In the end, we will do as we have always done. We will celebrate. We will do our best to make this season special, no matter what race, religion, creed one does or does not ascribe to or claim. We will toast New Year's with champagne and, probably, prayers, knowing that in the New Year the deadlines governments have discussed will become lines in the sand that will be crossed.

Our fears and hopes will meet some kind of reality with the New Year and that reality may well be written with the suffering of Americans and Iraqis and anyone else who gets swept up into this fight.

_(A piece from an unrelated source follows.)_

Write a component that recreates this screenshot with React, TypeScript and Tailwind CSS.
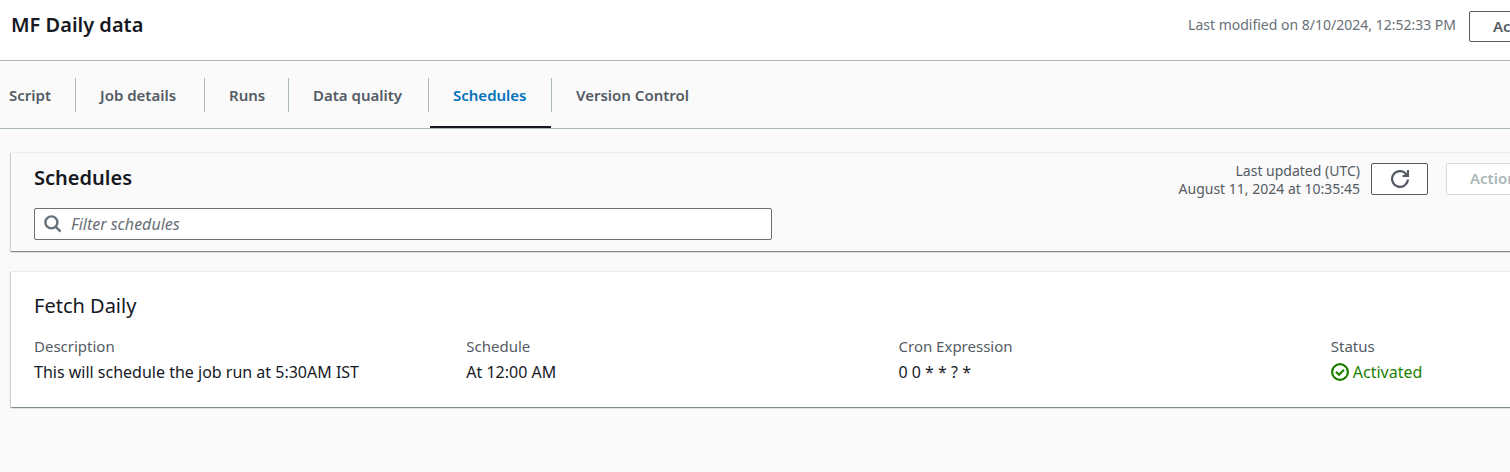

But it is Christmas, now. The New Year will come and we will celebrate. We are human beings and we live, for the most part, in hope and hope will drive this season as it has driven every Christmas since the star rose above the manger. New Year's will be a time of celebration and hope, too, as it has been every year since we decided that the night of December 31st ended one year and began another. We will eat our food and drink our wine and we will hope that all the great clouds that are over our world will disperse before lives are lost and we will lose anyone from the bright young generation surrounding me on this train, going home for the holidays, reminding me that I must Christmastize my own spirit.

Merry Christmas! Happy New Year! Happy Whatever Your Holidays! Whatever your personal belief system, whatever your race or ethnic background, whatever birthplace you call "home" I wish you all the very best. I wish you days of hopes fulfilled. I wish you days without clouds, economic or political.